++++ Information provided

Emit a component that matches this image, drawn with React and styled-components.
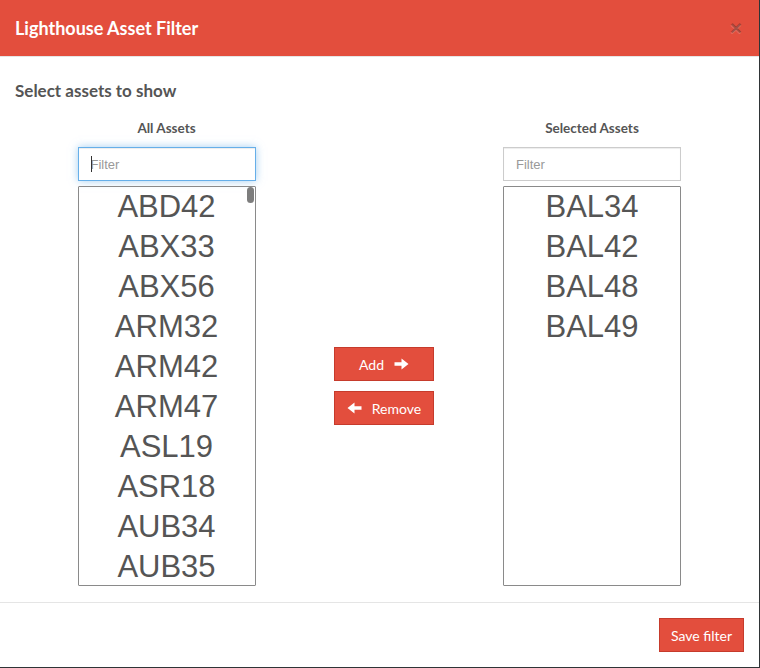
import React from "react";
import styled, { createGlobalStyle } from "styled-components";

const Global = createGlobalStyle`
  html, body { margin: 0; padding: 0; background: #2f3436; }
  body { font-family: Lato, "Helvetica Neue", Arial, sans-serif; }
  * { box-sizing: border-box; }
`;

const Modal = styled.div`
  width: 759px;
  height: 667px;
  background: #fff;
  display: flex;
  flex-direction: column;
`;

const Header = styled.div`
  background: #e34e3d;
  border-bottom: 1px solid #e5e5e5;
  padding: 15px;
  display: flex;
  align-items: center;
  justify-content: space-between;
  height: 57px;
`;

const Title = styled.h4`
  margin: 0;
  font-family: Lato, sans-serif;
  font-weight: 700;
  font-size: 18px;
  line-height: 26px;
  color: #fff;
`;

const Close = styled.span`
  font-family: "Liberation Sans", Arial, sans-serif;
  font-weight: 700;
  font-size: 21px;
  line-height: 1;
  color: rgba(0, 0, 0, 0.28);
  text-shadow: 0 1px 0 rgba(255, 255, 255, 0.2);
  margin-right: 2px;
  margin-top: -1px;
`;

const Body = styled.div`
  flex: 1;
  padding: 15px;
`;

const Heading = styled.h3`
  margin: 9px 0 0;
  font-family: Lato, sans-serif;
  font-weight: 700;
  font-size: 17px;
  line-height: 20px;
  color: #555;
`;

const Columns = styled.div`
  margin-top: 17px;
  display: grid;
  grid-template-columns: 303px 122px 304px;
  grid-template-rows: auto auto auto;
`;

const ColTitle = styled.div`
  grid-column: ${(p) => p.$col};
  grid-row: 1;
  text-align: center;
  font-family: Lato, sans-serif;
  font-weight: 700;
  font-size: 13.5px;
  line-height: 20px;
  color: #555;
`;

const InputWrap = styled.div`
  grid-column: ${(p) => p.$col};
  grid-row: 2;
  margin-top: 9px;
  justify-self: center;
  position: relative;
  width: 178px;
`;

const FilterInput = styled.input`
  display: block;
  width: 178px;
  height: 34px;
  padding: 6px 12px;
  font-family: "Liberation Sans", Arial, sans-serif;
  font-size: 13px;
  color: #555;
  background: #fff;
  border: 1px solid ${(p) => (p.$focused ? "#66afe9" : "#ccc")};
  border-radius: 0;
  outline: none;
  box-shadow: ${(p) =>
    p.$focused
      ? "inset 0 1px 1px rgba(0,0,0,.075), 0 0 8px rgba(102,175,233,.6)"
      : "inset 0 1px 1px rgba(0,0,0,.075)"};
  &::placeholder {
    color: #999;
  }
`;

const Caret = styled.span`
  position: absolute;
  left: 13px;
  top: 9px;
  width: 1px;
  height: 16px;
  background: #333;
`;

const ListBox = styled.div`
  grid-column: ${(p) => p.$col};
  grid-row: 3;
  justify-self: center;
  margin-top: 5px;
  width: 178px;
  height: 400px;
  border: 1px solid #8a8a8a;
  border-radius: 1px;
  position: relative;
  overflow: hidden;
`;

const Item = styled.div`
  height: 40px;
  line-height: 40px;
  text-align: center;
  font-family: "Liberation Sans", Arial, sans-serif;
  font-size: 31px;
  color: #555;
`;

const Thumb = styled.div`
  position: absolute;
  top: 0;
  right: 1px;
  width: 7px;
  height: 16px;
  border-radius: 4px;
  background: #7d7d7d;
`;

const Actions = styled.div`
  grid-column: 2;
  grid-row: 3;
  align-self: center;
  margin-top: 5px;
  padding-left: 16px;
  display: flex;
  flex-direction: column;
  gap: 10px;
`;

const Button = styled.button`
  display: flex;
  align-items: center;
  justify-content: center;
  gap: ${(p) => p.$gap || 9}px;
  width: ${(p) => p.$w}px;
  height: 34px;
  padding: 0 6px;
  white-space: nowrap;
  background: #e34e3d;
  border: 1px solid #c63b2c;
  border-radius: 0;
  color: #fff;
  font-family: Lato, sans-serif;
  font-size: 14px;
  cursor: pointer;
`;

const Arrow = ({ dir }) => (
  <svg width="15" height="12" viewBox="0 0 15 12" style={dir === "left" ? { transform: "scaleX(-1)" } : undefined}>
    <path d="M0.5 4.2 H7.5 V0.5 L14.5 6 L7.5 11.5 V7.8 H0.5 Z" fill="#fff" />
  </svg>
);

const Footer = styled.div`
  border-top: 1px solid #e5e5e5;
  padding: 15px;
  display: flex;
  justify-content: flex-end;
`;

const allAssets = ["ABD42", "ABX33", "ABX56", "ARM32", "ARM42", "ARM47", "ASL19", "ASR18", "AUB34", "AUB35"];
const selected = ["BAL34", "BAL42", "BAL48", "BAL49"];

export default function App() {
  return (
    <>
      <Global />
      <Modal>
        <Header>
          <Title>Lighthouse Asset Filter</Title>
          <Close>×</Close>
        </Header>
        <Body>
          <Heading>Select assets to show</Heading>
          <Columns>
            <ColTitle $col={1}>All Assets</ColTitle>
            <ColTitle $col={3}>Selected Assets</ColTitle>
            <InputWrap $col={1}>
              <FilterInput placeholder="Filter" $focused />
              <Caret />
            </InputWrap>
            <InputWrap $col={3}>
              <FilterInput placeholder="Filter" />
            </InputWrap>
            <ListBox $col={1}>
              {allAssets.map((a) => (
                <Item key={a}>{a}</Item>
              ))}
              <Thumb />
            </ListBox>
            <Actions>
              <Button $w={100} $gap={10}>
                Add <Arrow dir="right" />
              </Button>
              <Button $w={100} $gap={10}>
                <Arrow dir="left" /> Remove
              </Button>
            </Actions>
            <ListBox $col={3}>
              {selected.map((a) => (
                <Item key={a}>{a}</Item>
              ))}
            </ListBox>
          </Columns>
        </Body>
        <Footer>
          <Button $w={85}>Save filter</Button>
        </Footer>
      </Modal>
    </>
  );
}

++++++++

**What is needed:** Without the pictures, repeat the listing above exactly.

**Output:**
Emit a component that matches this image, drawn with React and styled-components.
import React from "react";
import styled, { createGlobalStyle } from "styled-components";

const Global = createGlobalStyle`
  html, body { margin: 0; padding: 0; background: #2f3436; }
  body { font-family: Lato, "Helvetica Neue", Arial, sans-serif; }
  * { box-sizing: border-box; }
`;

const Modal = styled.div`
  width: 759px;
  height: 667px;
  background: #fff;
  display: flex;
  flex-direction: column;
`;

const Header = styled.div`
  background: #e34e3d;
  border-bottom: 1px solid #e5e5e5;
  padding: 15px;
  display: flex;
  align-items: center;
  justify-content: space-between;
  height: 57px;
`;

const Title = styled.h4`
  margin: 0;
  font-family: Lato, sans-serif;
  font-weight: 700;
  font-size: 18px;
  line-height: 26px;
  color: #fff;
`;

const Close = styled.span`
  font-family: "Liberation Sans", Arial, sans-serif;
  font-weight: 700;
  font-size: 21px;
  line-height: 1;
  color: rgba(0, 0, 0, 0.28);
  text-shadow: 0 1px 0 rgba(255, 255, 255, 0.2);
  margin-right: 2px;
  margin-top: -1px;
`;

const Body = styled.div`
  flex: 1;
  padding: 15px;
`;

const Heading = styled.h3`
  margin: 9px 0 0;
  font-family: Lato, sans-serif;
  font-weight: 700;
  font-size: 17px;
  line-height: 20px;
  color: #555;
`;

const Columns = styled.div`
  margin-top: 17px;
  display: grid;
  grid-template-columns: 303px 122px 304px;
  grid-template-rows: auto auto auto;
`;

const ColTitle = styled.div`
  grid-column: ${(p) => p.$col};
  grid-row: 1;
  text-align: center;
  font-family: Lato, sans-serif;
  font-weight: 700;
  font-size: 13.5px;
  line-height: 20px;
  color: #555;
`;

const InputWrap = styled.div`
  grid-column: ${(p) => p.$col};
  grid-row: 2;
  margin-top: 9px;
  justify-self: center;
  position: relative;
  width: 178px;
`;

const FilterInput = styled.input`
  display: block;
  width: 178px;
  height: 34px;
  padding: 6px 12px;
  font-family: "Liberation Sans", Arial, sans-serif;
  font-size: 13px;
  color: #555;
  background: #fff;
  border: 1px solid ${(p) => (p.$focused ? "#66afe9" : "#ccc")};
  border-radius: 0;
  outline: none;
  box-shadow: ${(p) =>
    p.$focused
      ? "inset 0 1px 1px rgba(0,0,0,.075), 0 0 8px rgba(102,175,233,.6)"
      : "inset 0 1px 1px rgba(0,0,0,.075)"};
  &::placeholder {
    color: #999;
  }
`;

const Caret = styled.span`
  position: absolute;
  left: 13px;
  top: 9px;
  width: 1px;
  height: 16px;
  background: #333;
`;

const ListBox = styled.div`
  grid-column: ${(p) => p.$col};
  grid-row: 3;
  justify-self: center;
  margin-top: 5px;
  width: 178px;
  height: 400px;
  border: 1px solid #8a8a8a;
  border-radius: 1px;
  position: relative;
  overflow: hidden;
`;

const Item = styled.div`
  height: 40px;
  line-height: 40px;
  text-align: center;
  font-family: "Liberation Sans", Arial, sans-serif;
  font-size: 31px;
  color: #555;
`;

const Thumb = styled.div`
  position: absolute;
  top: 0;
  right: 1px;
  width: 7px;
  height: 16px;
  border-radius: 4px;
  background: #7d7d7d;
`;

const Actions = styled.div`
  grid-column: 2;
  grid-row: 3;
  align-self: center;
  margin-top: 5px;
  padding-left: 16px;
  display: flex;
  flex-direction: column;
  gap: 10px;
`;

const Button = styled.button`
  display: flex;
  align-items: center;
  justify-content: center;
  gap: ${(p) => p.$gap || 9}px;
  width: ${(p) => p.$w}px;
  height: 34px;
  padding: 0 6px;
  white-space: nowrap;
  background: #e34e3d;
  border: 1px solid #c63b2c;
  border-radius: 0;
  color: #fff;
  font-family: Lato, sans-serif;
  font-size: 14px;
  cursor: pointer;
`;

const Arrow = ({ dir }) => (
  <svg width="15" height="12" viewBox="0 0 15 12" style={dir === "left" ? { transform: "scaleX(-1)" } : undefined}>
    <path d="M0.5 4.2 H7.5 V0.5 L14.5 6 L7.5 11.5 V7.8 H0.5 Z" fill="#fff" />
  </svg>
);

const Footer = styled.div`
  border-top: 1px solid #e5e5e5;
  padding: 15px;
  display: flex;
  justify-content: flex-end;
`;

const allAssets = ["ABD42", "ABX33", "ABX56", "ARM32", "ARM42", "ARM47", "ASL19", "ASR18", "AUB34", "AUB35"];
const selected = ["BAL34", "BAL42", "BAL48", "BAL49"];

export default function App() {
  return (
    <>
      <Global />
      <Modal>
        <Header>
          <Title>Lighthouse Asset Filter</Title>
          <Close>×</Close>
        </Header>
        <Body>
          <Heading>Select assets to show</Heading>
          <Columns>
            <ColTitle $col={1}>All Assets</ColTitle>
            <ColTitle $col={3}>Selected Assets</ColTitle>
            <InputWrap $col={1}>
              <FilterInput placeholder="Filter" $focused />
              <Caret />
            </InputWrap>
            <InputWrap $col={3}>
              <FilterInput placeholder="Filter" />
            </InputWrap>
            <ListBox $col={1}>
              {allAssets.map((a) => (
                <Item key={a}>{a}</Item>
              ))}
              <Thumb />
            </ListBox>
            <Actions>
              <Button $w={100} $gap={10}>
                Add <Arrow dir="right" />
              </Button>
              <Button $w={100} $gap={10}>
                <Arrow dir="left" /> Remove
              </Button>
            </Actions>
            <ListBox $col={3}>
              {selected.map((a) => (
                <Item key={a}>{a}</Item>
              ))}
            </ListBox>
          </Columns>
        </Body>
        <Footer>
          <Button $w={85}>Save filter</Button>
        </Footer>
      </Modal>
    </>
  );
}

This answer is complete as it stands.